Thanks for taking the time to catch up with us, Cooper, and congratulations on Osgood As Gone! When and how did you first come up with the idea for this novel?

Cooper S. Beckett: This book had a long road to publication. Inspired by urban legends and the Beatles' "Paul is Dead" phenomena, I conceived of a missing teenagers story to be told in fake documentary form à la The Blair Witch (it was 1999 at the time...). That didn't come to fruition, and in college I started writing about a ghost hunter based on Gregory McDonald's Fletch, a caddish antihero, flippant with all, and a Lothario with the ladies. Four times I tried to develop this story with him at the center, once as a TV series, once as a screenplay, and twice as a novel. Then I put him and this story away, and focused on other things, leading to my first three books.

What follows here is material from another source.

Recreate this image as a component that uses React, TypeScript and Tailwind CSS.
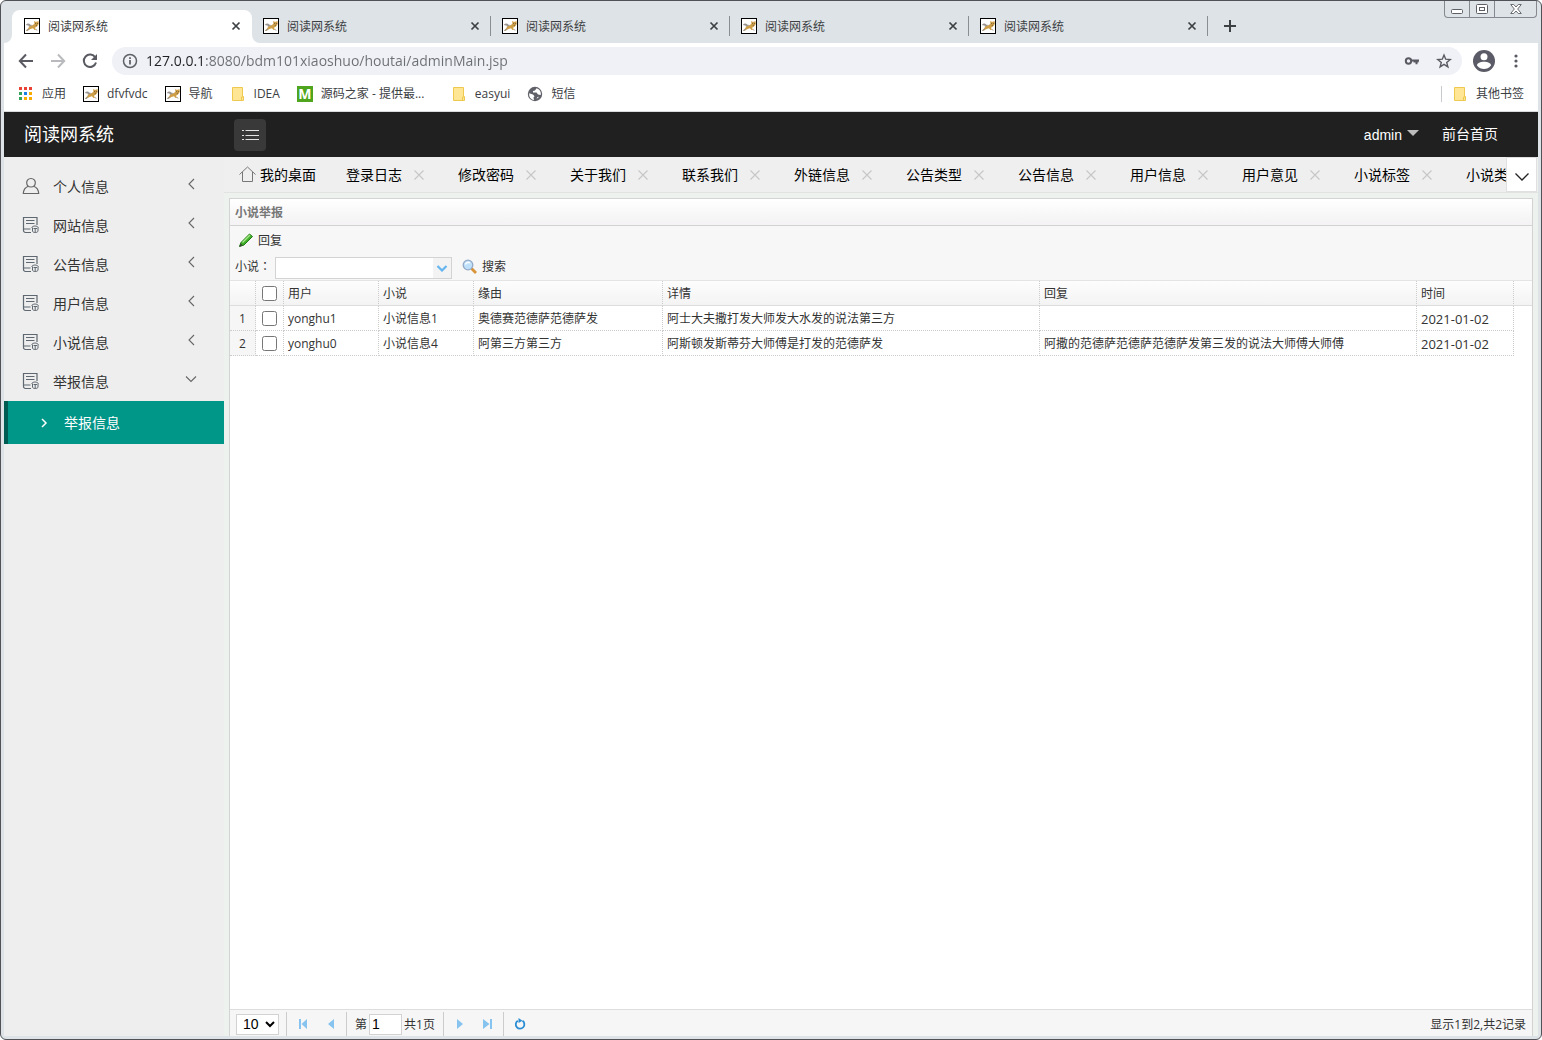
import { useState, type ReactNode } from "react";

const browserTabs = [0, 1, 2, 3, 4];

const menu = ["个人信息", "网站信息", "公告信息", "用户信息", "小说信息", "举报信息"];

const pageTabs = [
  "登录日志",
  "修改密码",
  "关于我们",
  "联系我们",
  "外链信息",
  "公告类型",
  "公告信息",
  "用户信息",
  "用户意见",
  "小说标签",
  "小说类型",
];

const rows = [
  {
    user: "yonghu1",
    novel: "小说信息1",
    reason: "奥德赛范德萨范德萨发",
    detail: "阿士大夫撒打发大师发大水发的说法第三方",
    reply: "",
    date: "2021-01-02",
  },
  {
    user: "yonghu0",
    novel: "小说信息4",
    reason: "阿第三方第三方",
    detail: "阿斯顿发斯蒂芬大师傅是打发的范德萨发",
    reply: "阿撒的范德萨范德萨范德萨发第三发的说法大师傅大师傅",
    date: "2021-01-02",
  },
];

function CatIcon() {
  return (
    <svg className="size-4 shrink-0" viewBox="0 0 16 16">
      <rect x="0.5" y="0.5" width="15" height="15" fill="#fff" stroke="#000" />
      <path d="M5 8.500 9 7l1.500-1.500-.5-2.500 1.500.8h1.500l1.500-.8.3 3L13 8.500l-2 1.200 1 2.300h-1.500L9 10.300 6.500 11 3 13l-1-.4L4.500 10z" fill="#cf9f48" />
      <path d="M2 6.500c1.500-1.200 3-1.200 4.500.2L9 7 5 8.700 4.500 7.500 2.500 7.300z" fill="#9a9490" />
      <path d="M2 12.600l2.500-2 .8.800L3 13zM12 11l2 1.500-2-.2z" fill="#9a9490" />
      <path d="M11 5.500h.8M13 5.500h.8M11.800 7.300h1" stroke="#5a4630" strokeWidth="0.8" />
    </svg>
  );
}

function FolderIcon() {
  return (
    <svg className="size-4 shrink-0" viewBox="0 0 16 16">
      <path d="M2.500 1.500h10v9h1v4h-11z" fill="#ffe694" stroke="#efc84f" />
      <path d="M11.500 14v-3h1.500" fill="none" stroke="#efc84f" />
    </svg>
  );
}

function AppsIcon() {
  const colors = ["#ea4335", "#ea4335", "#ea4335", "#34a15c", "#1a80e8", "#f9ab00", "#34a15c", "#f9ab00", "#f9ab00"];
  return (
    <svg className="size-4 shrink-0" viewBox="0 0 16 16">
      {colors.map((c, i) => (
        <rect key={i} x={1 + (i % 3) * 5} y={1 + Math.floor(i / 3) * 5} width="3" height="3" fill={c} />
      ))}
    </svg>
  );
}

function MIcon() {
  return (
    <span className="flex size-4 shrink-0 items-center justify-center bg-[#4fa51d] text-sm font-bold leading-4 text-white">
      M
    </span>
  );
}

function GlobeIcon() {
  return (
    <svg className="size-4 shrink-0" viewBox="0 0 16 16">
      <circle cx="8" cy="8" r="7.200" fill="#5f6068" />
      <path d="M2.200 7.200 6 8.500l1.500 1.700-1 1.300.5 2.500C3.500 13.500 1.800 10.500 2.200 7.200zM9.500 2.300 8 4.500 6 5v1.500h3.500L11 8.500l2.800.5c.5-3-1-5.800-4.300-6.700zM9.500 12.800l1-1.800 1.500-.2c-.6 1-1.500 1.700-2.500 2z" fill="#fff" />
    </svg>
  );
}

function CloseIcon() {
  return (
    <svg className="size-3" viewBox="0 0 12 12" fill="none" stroke="#3c4043" strokeWidth="1.700">
      <path d="m2.500 2.500 7 7m0-7-7 7" />
    </svg>
  );
}

function Bookmark({ icon, children }: { icon: ReactNode; children: ReactNode }) {
  return (
    <a href="#" className="flex items-center gap-2 whitespace-nowrap">
      {icon}
      {children}
    </a>
  );
}

function BrowserTabs() {
  return (
    <div className="relative flex h-[42px] items-end pl-2">
      {browserTabs.map((i) => (
        <div
          key={i}
          className={
            i === 0
              ? "relative flex h-[33px] w-60 items-center rounded-t-lg bg-white pb-px pl-3 pr-2.5"
              : "flex h-[33px] w-[239px] items-center pb-px pl-[11px]"
          }
        >
          {i === 0 && (
            <>
              <svg className="absolute -left-2 bottom-0 size-2" viewBox="0 0 8 8">
                <path d="M8 0v8H0a8 8 0 0 0 8-8z" fill="#fff" />
              </svg>
              <svg className="absolute -right-2 bottom-0 size-2" viewBox="0 0 8 8">
                <path d="M0 0v8h8a8 8 0 0 1-8-8z" fill="#fff" />
              </svg>
            </>
          )}
          <CatIcon />
          <span className="ml-2 flex-1 pt-0.5">阅读网系统</span>
          <button aria-label="关闭标签页">
            <CloseIcon />
          </button>
          {i > 0 && <span className="ml-[9px] h-5 w-px bg-[#8a8d91]" />}
        </div>
      ))}
      <button aria-label="新标签页" className="mb-2.5 ml-[15px]">
        <svg className="size-3.5" viewBox="0 0 14 14" stroke="#3c4043" strokeWidth="2">
          <path d="M7 1v12M1 7h12" />
        </svg>
      </button>
      <div className="absolute right-px top-0 flex h-[17px] divide-x divide-[#85888e] rounded-b border border-t-0 border-[#85888e]">
        <button aria-label="最小化" className="flex w-[25px] justify-center pt-2">
          <svg className="h-[5px] w-3" viewBox="0 0 12 5">
            <rect x="0.5" y="0.5" width="11" height="4" rx="1" fill="#fff" stroke="#5c5f66" />
          </svg>
        </button>
        <button aria-label="最大化" className="flex w-[25px] justify-center pt-[3px]">
          <svg className="h-2.5 w-3" viewBox="0 0 12 10" fill="#fff" stroke="#5c5f66">
            <rect x="0.5" y="0.5" width="11" height="9" rx="1" />
            <rect x="3.500" y="3.500" width="5" height="3" />
          </svg>
        </button>
        <button aria-label="关闭" className="flex w-[41px] justify-center pt-[3px]">
          <svg className="h-2.5 w-3" viewBox="0 0 12 10" fill="#fff" stroke="#5c5f66" strokeWidth="0.900">
            <path d="M.7.500h3L6 3 8.300.500h3L7.700 5l3.600 4.500h-3L6 7 3.700 9.500h-3L4.300 5z" />
          </svg>
        </button>
      </div>
    </div>
  );
}

function AddressBar() {
  return (
    <div className="flex h-9 items-center bg-white pl-3.5 pr-[18px]">
      <button aria-label="后退">
        <svg className="size-4" viewBox="0 0 16 16" fill="none" stroke="#5a5b62" strokeWidth="2">
          <path d="M15 8H2M8 1.500 1.800 8 8 14.500" />
        </svg>
      </button>
      <button aria-label="前进" className="ml-4">
        <svg className="size-4" viewBox="0 0 16 16" fill="none" stroke="#b9babd" strokeWidth="2">
          <path d="M1 8h13M8 1.500 14.200 8 8 14.500" />
        </svg>
      </button>
      <button aria-label="重新加载" className="ml-4">
        <svg className="size-4" viewBox="0 0 16 16" fill="none" stroke="#5a5b62" strokeWidth="2">
          <path d="M13.300 4.500A6.200 6.200 0 1 0 14 9.500" />
          <path d="M15 1v6H9z" fill="#5a5b62" stroke="none" />
        </svg>
      </button>
      <div className="ml-3.5 flex h-7 flex-1 items-center rounded-full bg-[#eff1f6] px-2.5">
        <svg className="size-4" viewBox="0 0 16 16" fill="none" stroke="#5f6368" strokeWidth="1.500">
          <circle cx="8" cy="8" r="6.500" />
          <path d="M8 7v4.500M8 4.200v1.700" strokeWidth="1.800" />
        </svg>
        <input
          aria-label="地址"
          defaultValue="127.0.0.1:8080/bdm101xiaoshuo/houtai/adminMain.jsp"
          className="ml-2 h-6 flex-1 bg-[linear-gradient(90deg,#202124_60px,#6b6e73_60px)] bg-clip-text pb-0.5 text-sm text-transparent outline-none"
        />
        <svg className="size-4" viewBox="0 0 16 16" fill="none" stroke="#5a5b62" strokeWidth="2">
          <circle cx="4.500" cy="8" r="2.700" />
          <path d="M7 7.500h8M12.500 8v3.200M9.500 8.500h5" />
        </svg>
        <svg className="ml-4 size-4" viewBox="0 0 16 16" fill="none" stroke="#5a5b62" strokeWidth="1.400">
          <path d="m8 2 1.700 4.200 4.500.3-3.500 2.900 1.200 4.500L8 11.400l-3.900 2.500 1.200-4.500L1.800 6.500l4.500-.3z" />
        </svg>
      </div>
      <svg className="ml-[11px] size-[22px]" viewBox="0 0 22 22">
        <circle cx="11" cy="11" r="11" fill="#5a5b66" />
        <circle cx="11" cy="6.800" r="3.500" fill="#fff" />
        <path d="M4 15.500c0-5 14-5 14 0-3.500 4.800-10.500 4.800-14 0z" fill="#fff" />
      </svg>
      <button aria-label="菜单" className="ml-[17px]">
        <svg className="h-4 w-2" viewBox="0 0 8 16" fill="#5a5b62">
          <circle cx="4" cy="3" r="1.600" />
          <circle cx="4" cy="8" r="1.600" />
          <circle cx="4" cy="13" r="1.600" />
        </svg>
      </button>
    </div>
  );
}

function BookmarkBar() {
  return (
    <div className="flex h-[33px] items-center gap-[17px] border-b border-[#d9dadc] bg-white px-3.5 pb-0.5">
      <Bookmark icon={<AppsIcon />}>应用</Bookmark>
      <Bookmark icon={<CatIcon />}>dfvfvdc</Bookmark>
      <Bookmark icon={<CatIcon />}>导航</Bookmark>
      <Bookmark icon={<FolderIcon />}>IDEA</Bookmark>
      <Bookmark icon={<MIcon />}>
        <span className="w-[113px]">源码之家 - 提供最...</span>
      </Bookmark>
      <Bookmark icon={<FolderIcon />}>easyui</Bookmark>
      <Bookmark icon={<GlobeIcon />}>短信</Bookmark>
      <div className="ml-auto border-l border-[#c8cacd] pl-2.5">
        <Bookmark icon={<FolderIcon />}>其他书签</Bookmark>
      </div>
    </div>
  );
}

function Header() {
  return (
    <header className="flex h-[45px] items-center bg-[#202020] text-sm text-white">
      <h1 className="w-[230px] pb-0.5 pl-5 text-lg leading-6">阅读网系统</h1>
      <button aria-label="折叠菜单" className="flex size-8 items-center justify-center rounded-sm bg-[#393939]">
        <svg className="size-[18px]" viewBox="0 0 18 18" stroke="#e4e4e4" strokeWidth="1.200">
          <path d="M1 4.500h2M4.500 4.500H18M1 9.500h2M4.500 9.500H18M1 13.500h2M4.500 13.500H18" />
        </svg>
      </button>
      <nav className="ml-auto flex items-center pr-10">
        <a href="#" className="flex items-center gap-[5px] font-['Liberation_Sans',sans-serif]">
          admin
          <svg className="mb-1 h-1.5 w-3" viewBox="0 0 12 6" fill="#bdbdbd">
            <path d="M0 0h12L6 6z" />
          </svg>
        </a>
        <a href="#" className="ml-[23px] pb-0.5">前台首页</a>
      </nav>
    </header>
  );
}

function MenuIcon({ user }: { user: boolean }) {
  return user ? (
    <svg className="mb-px size-[18px]" viewBox="0 0 18 18" fill="none" stroke="#666" strokeWidth="1.200">
      <path d="M9 1.500c6 0 5.500 8.500 0 8.500s-6-8.500 0-8.500z" />
      <path d="M6.300 9.200C3.500 10.200 1.500 12.500 1.300 16.500h15.400c-.2-4-2.200-6.300-5-7.300" />
    </svg>
  ) : (
    <svg className="mb-px size-[18px]" viewBox="0 0 18 18" fill="none" stroke="#5f6870" strokeWidth="1.200">
      <path d="M9 16.500H3.500a2 2 0 0 1-2-2V1.500h13.500V9M4 4.500h8.500M4 7.500h8.500M2 13h6.500" />
      <path d="M9.500 11.500c2-2 5-2 7 0M10.500 11.500v3.500c0 2 5.500 2 5.500 0v-3.500M13.200 12v4.500M11.500 12.500h3.500" strokeWidth="1" />
    </svg>
  );
}

function Sidebar() {
  const [open, setOpen] = useState("举报信息");

  return (
    <aside className="w-[220px] shrink-0 bg-[#eee] pt-2.5 text-sm text-[#333]">
      {menu.map((name) => (
        <div key={name}>
          <button
            onClick={() => setOpen(open === name ? "" : name)}
            className="flex h-[39px] w-full items-center pl-[18px] pr-[27px]"
          >
            <MenuIcon user={name === "个人信息"} />
            <span className="ml-[13px] flex-1 text-left">{name}</span>
            <svg className="mb-1.5 size-3" viewBox="0 0 12 12" fill="none" stroke="#666" strokeWidth="1.100">
              <path d={open === name ? "m1 3.500 5 5 5-5" : "M9 1 4 6l5 5"} />
            </svg>
          </button>
          {open === name && name === "举报信息" && (
            <a href="#" className="flex h-[43px] items-center border-l-4 border-[#005b52] bg-[#009688] pl-8 text-white">
              <svg className="size-2.5" viewBox="0 0 10 10" fill="none" stroke="#fff" strokeWidth="1.500">
                <path d="m2 1 4 4-4 4" />
              </svg>
              <span className="ml-3.5">举报信息</span>
            </a>
          )}
        </div>
      ))}
    </aside>
  );
}

function PageTabs() {
  return (
    <div className="flex h-9 border-b border-[#e2e2e2] bg-[#efefef] text-sm text-black">
      <div className="flex min-w-0 flex-1 overflow-hidden whitespace-nowrap">
        <a href="#" className="flex shrink-0 items-center gap-1 px-[15px]">
          <svg className="size-[17px]" viewBox="0 0 17 17" fill="none" stroke="#777">
            <path d="M.5 8.500 8.500 1l8 7.500M3.500 6v9.500h10V6" />
          </svg>
          我的桌面
        </a>
        {pageTabs.map((tab) => (
          <div key={tab} className="flex w-28 shrink-0 items-center gap-3 pl-[15px]">
            <a href="#">{tab}</a>
            <button aria-label={"关闭" + tab}>
              <svg className="size-2.5" viewBox="0 0 10 10" stroke="#c6c6c6" strokeWidth="1.100">
                <path d="m.5.500 9 9m0-9-9 9" />
              </svg>
            </button>
          </div>
        ))}
      </div>
      <button aria-label="更多标签" className="mr-px flex w-[31px] items-center justify-center border border-[#e0e0e0] bg-white pt-1">
        <svg className="h-2 w-3.5" viewBox="0 0 14 8" fill="none" stroke="#222" strokeWidth="1.300">
          <path d="m.5.500 6.500 6.500L13.500.500" />
        </svg>
      </button>
    </div>
  );
}

function PencilIcon() {
  return (
    <svg className="size-4" viewBox="0 0 16 16">
      <path d="M1.500 14.500 3 10.500 11.500 2l3 2.500L6 13z" fill="#3fae2a" stroke="#227a16" />
      <path d="m4.500 10.500 7.500-7.500" stroke="#a5e884" strokeWidth="1.400" />
      <path d="m1.300 14.700 1.200-3.500 2.300 2.300z" fill="#3a4a34" />
    </svg>
  );
}

function SearchIcon() {
  return (
    <svg className="size-4" viewBox="0 0 16 16">
      <path d="m9.500 9.500 4.500 4.500" stroke="#d9943a" strokeWidth="2.800" />
      <circle cx="6" cy="6" r="4.800" fill="#bfe0fb" stroke="#94a9c6" strokeWidth="1.300" />
      <path d="M3.500 5.500C4 3.500 6.500 3 8 4" fill="none" stroke="#fff" strokeWidth="1.300" />
    </svg>
  );
}

const line = "border-b border-r border-dotted border-[#ccc] pt-0.5";
const headLine = "border-b border-r border-b-[#ddd] border-r-[#ccc] pt-0.5 [border-right-style:dotted]";
const checkCell = "border-b border-r border-[#ccc]";

function Grid() {
  return (
    <table className="w-full table-fixed border-separate border-spacing-0 text-left">
      <colgroup>
        <col className="w-[26px]" />
        <col className="w-7" />
        <col className="w-[95px]" />
        <col className="w-[95px]" />
        <col className="w-[189px]" />
        <col className="w-[377px]" />
        <col className="w-[377px]" />
        <col className="w-[97px]" />
        <col className="w-[18px]" />
      </colgroup>
      <thead className="bg-linear-to-b from-[#fdfdfd] to-[#f3f3f3]">
        <tr className="h-[25px]">
          <td className={headLine} />
          <th className={checkCell + " border-b-[#ddd] [border-right-style:dotted]"}>
            <input type="checkbox" aria-label="全选" className="mx-auto block size-[15px]" />
          </th>
          {["用户", "小说", "缘由", "详情", "回复", "时间"].map((name) => (
            <th key={name} className={headLine + " px-1 font-normal"}>
              {name}
            </th>
          ))}
          <td className="border-b border-[#ddd]" />
        </tr>
      </thead>
      <tbody>
        {rows.map((row, i) => (
          <tr key={row.user} className="h-[25px]">
            <td className={line + " bg-[#f6f6f6] text-center"}>{i + 1}</td>
            <td className={checkCell + " border-dotted"}>
              <input type="checkbox" aria-label={row.user} className="mx-auto block size-[15px]" />
            </td>
            <td className={line + " px-1"}>{row.user}</td>
            <td className={line + " px-1"}>{row.novel}</td>
            <td className={line + " px-1"}>{row.reason}</td>
            <td className={line + " px-1"}>{row.detail}</td>
            <td className={line + " px-1"}>{row.reply}</td>
            <td className={line + " px-1 text-[13px] leading-4"}>{row.date}</td>
            <td />
          </tr>
        ))}
      </tbody>
    </table>
  );
}

function PagerButton({ label, d }: { label: string; d: string }) {
  return (
    <button aria-label={label} className="flex w-7 justify-center">
      <svg className="size-3" viewBox="0 0 12 12" fill="#86c3ee">
        <path d={d} />
      </svg>
    </button>
  );
}

function Separator() {
  return <span className="h-6 w-px bg-[#ccc]" />;
}

function Pager() {
  return (
    <footer className="flex h-[27px] items-center border-t border-[#ddd] bg-[#f6f6f6] px-1.5 pt-0.5">
      <select
        aria-label="每页条数"
        className="mr-[7px] h-[21px] w-[43px] border border-[#d3d3d3] bg-white pl-0.5 font-['Liberation_Sans',sans-serif] text-sm leading-4 text-black"
      >
        <option>10</option>
        <option>20</option>
        <option>50</option>
      </select>
      <Separator />
      <span className="flex pl-0.5 pr-px">
        <PagerButton label="首页" d="M2 1h2v10H2zM10 1v10L4.500 6z" />
        <PagerButton label="上一页" d="M9 1v10L3 6z" />
      </span>
      <Separator />
      <label className="ml-2 flex items-center gap-0.5">
        <span className="pt-0.5">第</span>
        <input
          defaultValue="1"
          className="h-[21px] w-[33px] border border-[#d3d3d3] bg-white px-0.5 font-['Liberation_Sans',sans-serif] text-sm text-black"
        />
      </label>
      <span className="ml-0.5 mr-2 pt-0.5">共1页</span>
      <Separator />
      <span className="flex pl-0.5 pr-px">
        <PagerButton label="下一页" d="M3 1v10l6-5z" />
        <PagerButton label="末页" d="M1 1v10l6.500-5zM8 1h2v10H8z" />
      </span>
      <Separator />
      <button aria-label="刷新" className="ml-2.5">
        <svg className="size-3" viewBox="0 0 12 12" fill="none" stroke="#2a8dd4" strokeWidth="1.800">
          <path d="M3.800 2.700A4.300 4.300 0 1 0 8.500 2.800" />
          <path d="M4.500 0v5L8.500 2.800z" fill="#2a8dd4" stroke="none" />
        </svg>
      </button>
      <span className="ml-auto pt-0.5">显示1到2,共2记录</span>
    </footer>
  );
}

function Panel() {
  return (
    <section className="mx-[5px] mt-[5px] flex flex-1 flex-col border border-b-0 border-[#d3d3d3] bg-white text-xs text-[#333]">
      <h2 className="flex h-[27px] items-center border-b border-[#d3d3d3] bg-linear-to-b from-white to-[#f4f2f4] pl-[5px] pt-0.5 font-bold text-[#777]">
        小说举报
      </h2>
      <div className="border-b border-[#e4e4e4] bg-[#f7f7f7]">
        <div className="flex h-7 items-center pl-2">
          <button className="flex items-center gap-1">
            <PencilIcon />
            <span className="pt-0.5">回复</span>
          </button>
        </div>
        <div className="flex h-[26px] items-end pb-px pl-[5px]">
          <label htmlFor="novel" className="w-10 self-center">
            小说<span className="font-['Noto_Sans_CJK_TC',sans-serif]">：</span>
          </label>
          <div className="flex h-[22px] w-[177px] border border-[#d3d3d3] bg-white">
            <input id="novel" className="min-w-0 flex-1 px-1 outline-none" />
            <button aria-label="展开" className="flex w-[18px] items-center justify-center bg-[#f3f3f3]">
              <svg className="h-[7px] w-3" viewBox="0 0 12 7" fill="none" stroke="#64b5f0" strokeWidth="2.200">
                <path d="m1.500 1 4.500 4.500L10.500 1" />
              </svg>
            </button>
          </div>
          <button className="ml-2.5 flex items-center gap-1 self-center">
            <SearchIcon />
            搜索
          </button>
        </div>
      </div>
      <Grid />
      <div className="flex-1" />
      <Pager />
    </section>
  );
}

export default function App() {
  return (
    <div className="flex min-h-screen flex-col rounded-md border border-[#505257] bg-[#dee3e7] px-[3px] pb-[3px] font-['Open_Sans','Noto_Sans_CJK_SC',sans-serif] text-xs text-[#3c4043]">
      <BrowserTabs />
      <AddressBar />
      <BookmarkBar />
      <Header />
      <div className="flex flex-1">
        <Sidebar />
        <main className="flex min-w-0 flex-1 flex-col bg-[#eef2ef]">
          <PageTabs />
          <Panel />
        </main>
      </div>
    </div>
  );
}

When I wanted to return to horror, I realized that I was no longer interested in the cis-hetero-male antihero archetype (which, let's be honest, has been WAY played out ever since Tony Soprano) and, as an exercise, started brainstorming a similar character, but female and queer. Thus Prudence Osgood was born. Initially I planned to rewrite my earlier stories with this new protagonist, but I quickly became bored with treading old ground. Then, while watching a documentary about the ominous Toynbee Tiles, my hook snapped into focus. Just over a month later I'd finished my first draft of Osgood As Gone.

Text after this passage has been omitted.